When Clients Have Sentimental Value For a Stock or Other Assets

Have you ever had a client who had a fairly large allocation towards a particular asset or an asset class? Either they really were attached to it, or they had some sort of sentimental value attached to it, maybe it was inherited or whatever it might be. I'm guessing that this scenario might be familiar to you.

I recently had a prospective client that I was talking to. He had 30 percent of everything that he had allocated to one particular stock. I wanted to share with you the conversation that we had and how I was able to get him to think about it in a different way as we were mapping out his retirement plan.
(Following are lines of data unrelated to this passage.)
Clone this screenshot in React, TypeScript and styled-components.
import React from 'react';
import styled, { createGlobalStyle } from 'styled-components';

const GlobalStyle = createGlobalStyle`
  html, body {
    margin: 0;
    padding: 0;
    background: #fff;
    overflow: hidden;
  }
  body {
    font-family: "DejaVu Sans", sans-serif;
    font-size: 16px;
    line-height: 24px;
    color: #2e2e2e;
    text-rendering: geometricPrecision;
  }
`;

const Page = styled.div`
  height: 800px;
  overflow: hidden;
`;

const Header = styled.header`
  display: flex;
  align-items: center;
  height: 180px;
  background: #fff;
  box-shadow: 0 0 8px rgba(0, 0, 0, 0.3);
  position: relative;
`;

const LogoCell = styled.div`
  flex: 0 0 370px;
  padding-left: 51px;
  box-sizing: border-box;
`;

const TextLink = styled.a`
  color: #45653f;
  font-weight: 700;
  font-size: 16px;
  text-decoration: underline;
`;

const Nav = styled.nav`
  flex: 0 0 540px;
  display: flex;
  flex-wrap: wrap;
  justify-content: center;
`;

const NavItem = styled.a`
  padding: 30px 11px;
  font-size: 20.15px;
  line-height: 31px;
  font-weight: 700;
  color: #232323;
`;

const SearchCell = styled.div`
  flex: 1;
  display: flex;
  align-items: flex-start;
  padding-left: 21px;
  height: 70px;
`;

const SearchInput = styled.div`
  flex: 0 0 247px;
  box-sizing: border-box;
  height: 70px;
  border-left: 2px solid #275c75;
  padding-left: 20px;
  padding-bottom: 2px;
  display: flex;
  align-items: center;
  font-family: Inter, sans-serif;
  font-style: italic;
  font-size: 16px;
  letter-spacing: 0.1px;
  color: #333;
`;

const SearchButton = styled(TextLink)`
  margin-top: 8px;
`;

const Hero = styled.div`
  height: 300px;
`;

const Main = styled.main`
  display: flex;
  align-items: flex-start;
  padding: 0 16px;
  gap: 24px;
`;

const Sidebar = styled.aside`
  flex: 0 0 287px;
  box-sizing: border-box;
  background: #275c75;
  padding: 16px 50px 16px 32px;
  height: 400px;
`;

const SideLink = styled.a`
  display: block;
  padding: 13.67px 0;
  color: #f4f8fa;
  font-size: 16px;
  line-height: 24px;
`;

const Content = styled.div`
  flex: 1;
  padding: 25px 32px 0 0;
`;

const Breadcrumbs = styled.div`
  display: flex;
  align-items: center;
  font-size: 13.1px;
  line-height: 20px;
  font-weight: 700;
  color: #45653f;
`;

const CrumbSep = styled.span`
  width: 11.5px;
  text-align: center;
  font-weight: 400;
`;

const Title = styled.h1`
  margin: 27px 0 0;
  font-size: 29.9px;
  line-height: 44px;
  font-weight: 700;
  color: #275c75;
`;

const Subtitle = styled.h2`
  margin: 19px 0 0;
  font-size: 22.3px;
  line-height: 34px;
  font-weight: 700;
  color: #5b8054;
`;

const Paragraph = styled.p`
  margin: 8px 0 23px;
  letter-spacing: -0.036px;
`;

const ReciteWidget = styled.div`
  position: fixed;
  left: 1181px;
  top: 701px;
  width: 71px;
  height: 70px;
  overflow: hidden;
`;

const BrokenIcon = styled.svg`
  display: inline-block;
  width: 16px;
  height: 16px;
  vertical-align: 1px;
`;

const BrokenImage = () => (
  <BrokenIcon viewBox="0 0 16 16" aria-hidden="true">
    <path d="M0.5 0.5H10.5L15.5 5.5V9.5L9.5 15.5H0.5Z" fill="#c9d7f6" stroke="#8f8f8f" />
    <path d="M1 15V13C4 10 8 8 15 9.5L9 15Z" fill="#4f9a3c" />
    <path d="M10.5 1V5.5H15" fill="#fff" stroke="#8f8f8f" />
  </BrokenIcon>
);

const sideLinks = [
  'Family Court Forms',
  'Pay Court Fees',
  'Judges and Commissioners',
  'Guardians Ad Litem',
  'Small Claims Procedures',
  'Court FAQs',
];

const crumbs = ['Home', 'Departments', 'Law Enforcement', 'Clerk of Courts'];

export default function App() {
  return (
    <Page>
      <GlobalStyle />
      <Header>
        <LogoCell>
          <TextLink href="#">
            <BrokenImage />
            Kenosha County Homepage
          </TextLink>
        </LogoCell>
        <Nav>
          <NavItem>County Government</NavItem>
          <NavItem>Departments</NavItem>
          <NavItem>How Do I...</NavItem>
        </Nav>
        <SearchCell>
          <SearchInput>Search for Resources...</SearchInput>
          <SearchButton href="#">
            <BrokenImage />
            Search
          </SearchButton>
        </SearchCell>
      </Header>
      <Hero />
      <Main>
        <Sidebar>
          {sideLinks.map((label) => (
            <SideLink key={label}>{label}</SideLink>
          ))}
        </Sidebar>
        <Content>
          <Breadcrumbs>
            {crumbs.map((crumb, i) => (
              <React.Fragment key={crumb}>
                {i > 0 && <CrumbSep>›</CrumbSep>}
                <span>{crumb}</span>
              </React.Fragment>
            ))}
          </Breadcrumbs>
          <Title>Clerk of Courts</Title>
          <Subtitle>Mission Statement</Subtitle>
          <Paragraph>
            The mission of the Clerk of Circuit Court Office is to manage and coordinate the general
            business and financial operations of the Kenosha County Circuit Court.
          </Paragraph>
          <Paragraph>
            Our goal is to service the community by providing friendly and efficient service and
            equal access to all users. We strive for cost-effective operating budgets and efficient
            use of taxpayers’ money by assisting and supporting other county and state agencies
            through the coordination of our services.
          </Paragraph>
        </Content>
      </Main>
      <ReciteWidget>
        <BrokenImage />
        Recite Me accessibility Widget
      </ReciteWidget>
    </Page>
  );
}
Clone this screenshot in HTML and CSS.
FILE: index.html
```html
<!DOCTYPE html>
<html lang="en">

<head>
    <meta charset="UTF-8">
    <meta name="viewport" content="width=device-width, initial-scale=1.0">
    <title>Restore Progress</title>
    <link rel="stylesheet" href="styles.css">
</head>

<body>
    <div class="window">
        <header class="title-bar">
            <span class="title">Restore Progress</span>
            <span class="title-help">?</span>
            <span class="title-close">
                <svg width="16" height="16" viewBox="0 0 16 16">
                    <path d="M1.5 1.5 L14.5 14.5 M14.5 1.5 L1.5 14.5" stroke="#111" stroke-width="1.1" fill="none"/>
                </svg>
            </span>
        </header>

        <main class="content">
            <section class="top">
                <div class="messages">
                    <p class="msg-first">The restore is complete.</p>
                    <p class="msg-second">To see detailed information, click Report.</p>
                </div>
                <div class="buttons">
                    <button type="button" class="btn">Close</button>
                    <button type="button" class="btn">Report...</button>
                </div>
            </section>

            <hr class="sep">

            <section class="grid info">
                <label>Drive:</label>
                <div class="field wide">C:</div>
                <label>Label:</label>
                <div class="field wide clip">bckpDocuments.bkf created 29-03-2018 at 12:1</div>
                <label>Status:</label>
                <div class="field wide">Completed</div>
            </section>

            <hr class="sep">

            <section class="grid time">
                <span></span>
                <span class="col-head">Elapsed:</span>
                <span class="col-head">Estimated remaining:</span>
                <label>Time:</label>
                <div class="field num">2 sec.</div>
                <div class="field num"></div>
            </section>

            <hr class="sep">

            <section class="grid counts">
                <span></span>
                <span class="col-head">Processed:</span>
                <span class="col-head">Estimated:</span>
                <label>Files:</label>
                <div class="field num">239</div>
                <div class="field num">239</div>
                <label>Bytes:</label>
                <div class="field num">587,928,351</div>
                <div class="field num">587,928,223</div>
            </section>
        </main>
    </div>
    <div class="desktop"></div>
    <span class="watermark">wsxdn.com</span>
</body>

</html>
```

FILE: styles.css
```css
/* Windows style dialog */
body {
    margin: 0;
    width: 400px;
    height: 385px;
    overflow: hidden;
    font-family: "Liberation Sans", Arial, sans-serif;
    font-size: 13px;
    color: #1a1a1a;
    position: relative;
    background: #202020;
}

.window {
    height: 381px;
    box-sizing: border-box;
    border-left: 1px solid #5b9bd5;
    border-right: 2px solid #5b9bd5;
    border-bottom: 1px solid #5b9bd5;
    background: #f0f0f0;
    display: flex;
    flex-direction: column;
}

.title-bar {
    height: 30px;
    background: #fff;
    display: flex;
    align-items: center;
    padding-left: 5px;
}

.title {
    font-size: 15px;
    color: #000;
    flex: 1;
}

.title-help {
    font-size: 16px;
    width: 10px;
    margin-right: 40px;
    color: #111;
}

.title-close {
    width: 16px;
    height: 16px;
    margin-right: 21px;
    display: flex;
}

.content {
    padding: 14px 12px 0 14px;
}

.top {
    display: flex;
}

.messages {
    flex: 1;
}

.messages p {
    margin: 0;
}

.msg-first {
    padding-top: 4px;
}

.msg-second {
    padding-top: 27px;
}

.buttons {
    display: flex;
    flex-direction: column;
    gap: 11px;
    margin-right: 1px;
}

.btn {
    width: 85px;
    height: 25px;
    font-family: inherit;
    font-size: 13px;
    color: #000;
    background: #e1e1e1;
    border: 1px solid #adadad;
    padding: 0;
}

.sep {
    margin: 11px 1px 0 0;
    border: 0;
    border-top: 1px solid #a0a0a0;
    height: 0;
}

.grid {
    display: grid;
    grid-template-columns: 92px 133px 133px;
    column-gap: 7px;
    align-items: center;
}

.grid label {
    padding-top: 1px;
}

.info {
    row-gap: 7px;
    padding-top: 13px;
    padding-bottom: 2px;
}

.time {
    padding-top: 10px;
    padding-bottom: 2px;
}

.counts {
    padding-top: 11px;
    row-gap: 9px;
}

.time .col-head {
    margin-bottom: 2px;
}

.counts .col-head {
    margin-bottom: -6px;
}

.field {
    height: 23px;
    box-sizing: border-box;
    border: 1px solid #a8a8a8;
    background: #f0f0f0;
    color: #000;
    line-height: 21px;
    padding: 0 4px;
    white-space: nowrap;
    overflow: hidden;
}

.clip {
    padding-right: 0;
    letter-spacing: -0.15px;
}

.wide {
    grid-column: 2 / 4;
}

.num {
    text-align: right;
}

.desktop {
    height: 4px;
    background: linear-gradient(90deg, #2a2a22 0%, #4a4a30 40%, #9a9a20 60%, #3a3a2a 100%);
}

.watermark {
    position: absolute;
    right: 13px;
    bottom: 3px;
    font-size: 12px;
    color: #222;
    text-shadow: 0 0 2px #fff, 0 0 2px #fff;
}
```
During the second meeting where we present the One-Page Plan, one of the suggestions was that we were going to pare down the individual stock that was currently taking up 30 percent of his total portfolio. I knew that he had an attachment to it, but he really didn't need to take that sort of risk for his plan to be successful. That's the one thing I wanted to communicate to him.

This communication tactic came from Carl Richards who tells about a client of his who had inherited a cabin that had been in his family for a couple of generations, or something like that, where there was some sentimental value attached to it. So, this tactic can work when you’re talking to any client who has some sort of emotional attachment, whether it's an asset or asset class or a stock. Lots of times it's an individual stock or sentimental value tied to real estate.
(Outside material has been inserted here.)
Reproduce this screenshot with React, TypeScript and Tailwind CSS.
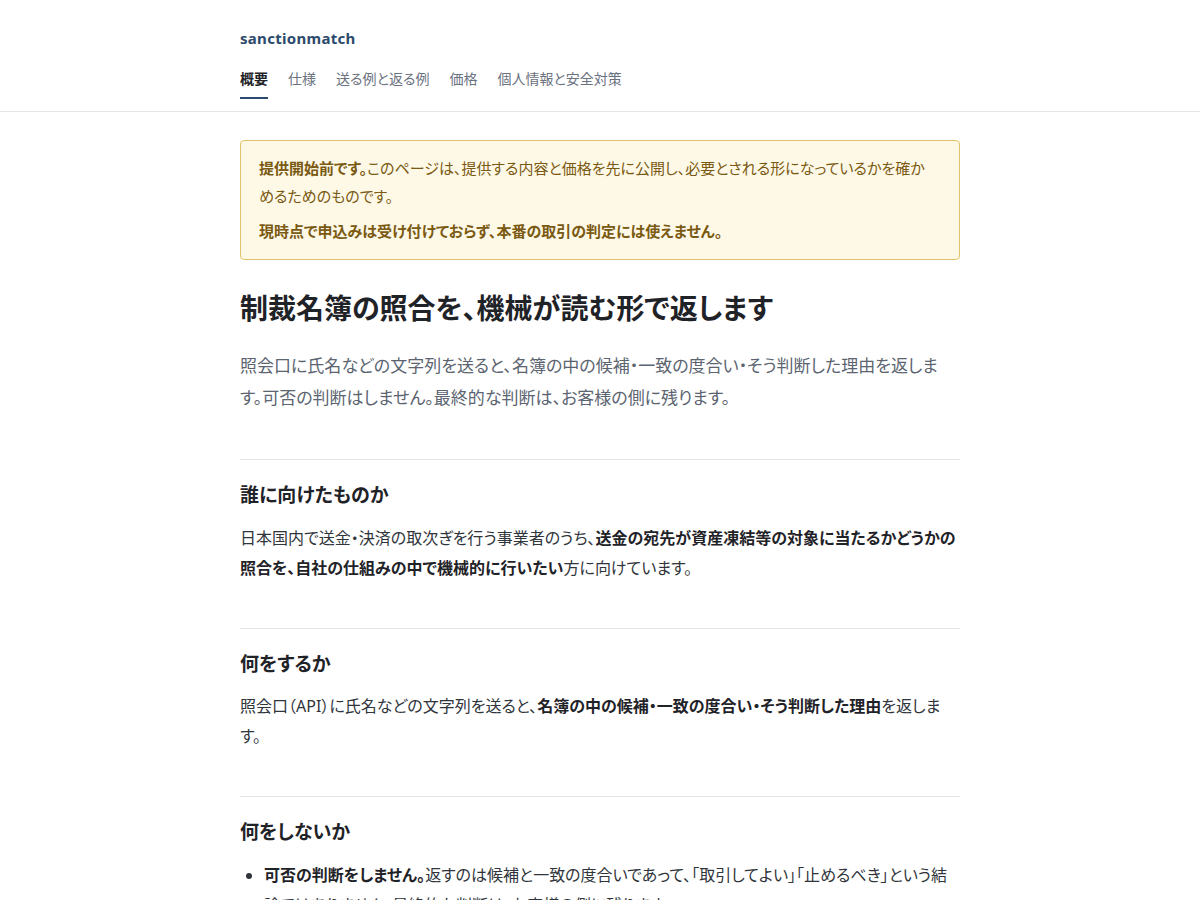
import React from 'react';

const NAV_ITEMS = ['概要', '仕様', '送る例と返る例', '価格', '個人情報と安全対策'];

const Section: React.FC<{ title: string; children: React.ReactNode }> = ({ title, children }) => (
    <section className="mt-[45px] border-t border-[#e3e5e8] pt-[22px]">
        <h2 className="text-[19px] font-bold leading-[1.4] text-[#1f2328]">{title}</h2>
        <div className="mt-[14px] text-[#30353b]">{children}</div>
    </section>
);

export default function App() {
    return (
        <div className="min-h-[900px] bg-white text-[#1f2328] [font-family:'Noto_Sans','Noto_Sans_CJK_JP',sans-serif] [font-feature-settings:'palt']">
            {/* ヘッダー */}
            <header className="border-b border-[#e3e5e8]">
                <div className="mx-auto w-[720px] pt-[26px] pb-3">
                    <div className="text-[15px] font-bold leading-6 tracking-[0.3px] text-[#2c4a6b]">sanctionmatch</div>
                    <nav className="mt-[17px] flex gap-5">
                        {NAV_ITEMS.map((item, i) => (
                            <a
                                key={item}
                                href="#"
                                className={`border-b-2 pb-[6px] text-[14px] leading-6 ${i === 0
                                    ? 'border-[#2c4a6b] font-bold text-[#1f2328]'
                                    : 'border-transparent text-[#6b7280]'
                                    }`}
                            >
                                {item}
                            </a>
                        ))}
                    </nav>
                </div>
            </header>

            <main className="mx-auto w-[720px] pt-7 pb-16">
                {/* 提供開始前の注意 */}
                <div className="rounded border border-[#e2c46b] bg-[#fef8e6] pl-[18px] pr-6 pt-[13px] pb-[14px] text-[15px] leading-7 text-[#7a5a12]">
                    <p>
                        <strong className="font-bold">提供開始前です。</strong>
                        このページは、提供する内容と価格を先に公開し、必要とされる形になっているかを確かめるためのものです。
                    </p>
                    <p className="mt-[7px] font-bold">現時点で申込みは受け付けておらず、本番の取引の判定には使えません。</p>
                </div>

                <h1 className="mt-[29px] text-[28px] font-bold leading-[1.4] text-[#1f2328]">
                    制裁名簿の照合を、機械が読む形で返します
                </h1>
                <p className="mt-[22px] mb-[1px] text-[17px] leading-8 text-[#5b6470]">
                    照会口に氏名などの文字列を送ると、名簿の中の候補・一致の度合い・そう判断した理由を返します。可否の判断はしません。最終的な判断は、お客様の側に残ります。
                </p>

                <Section title="誰に向けたものか">
                    <p className="text-[16px] leading-[30px]">
                        日本国内で送金・決済の取次ぎを行う事業者のうち、
                        <strong className="font-bold text-[#1f2328]">送金の宛先が資産凍結等の対象に当たるかどうかの照合を、自社の仕組みの中で機械的に行いたい</strong>
                        方に向けています。
                    </p>
                </Section>

                <Section title="何をするか">
                    <p className="text-[16px] leading-[30px]">
                        照会口（API）に氏名などの文字列を送ると、
                        <strong className="font-bold text-[#1f2328]">名簿の中の候補・一致の度合い・そう判断した理由</strong>
                        を返します。
                    </p>
                </Section>

                <Section title="何をしないか">
                    <ul className="list-disc pl-6 text-[16px] leading-[30px]">
                        <li>
                            <strong className="font-bold text-[#1f2328]">可否の判断をしません。</strong>
                            返すのは候補と一致の度合いであって、「取引してよい」「止めるべき」という結論ではありません。最終的な判断は、お客様の側に残ります。
                        </li>
                    </ul>
                </Section>
            </main>
        </div>
    );
}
The way to use this tactic is to figure out how to remove the emotional part of the decision from the financial part of the decision. The mistake that I see a lot of advisors make is that they focus more on the financial side of the decision and not so much the emotional side. This can lead to a problem because the prospective client or the client doesn't feel like you fully understand them. And when they don't feel understood, then they’re a lot less likely to take your advice, if you give them advice.

Now, here's how the conversation with my potential client went. We started by saying, let's pretend that you woke up the next morning and somehow, magically, that stock had been liquidated in your account. Now it's sitting in cash and there's also, magically, no tax that you have to pay on the sale. What would you do now? You've got $500,000 cash sitting in your account. Would you buy back that individual stock? Would you put 30 percent of your portfolio back into this one stock at today's price? He thought about it, and then he said, well, you know, probably not that amount, but I would want to keep some of it; I do want to have something in this stock.

That initial framing led to the rest of the conversation, where he ended up getting to a percentage allocation that made sense for his plan, but it wasn't the 30 percent that he originally had. So this is a good way to separate the emotional side from the financial side and start the conversation so they can start to think about it in a different way. And then if they end up moving towards your recommendations, you can start thinking about, for example, taxes. Because in our story, that was a magical thing that happened where something was liquidated with no tax consequences. But, it's the real world and there's tax consequences. And then you can move on from there.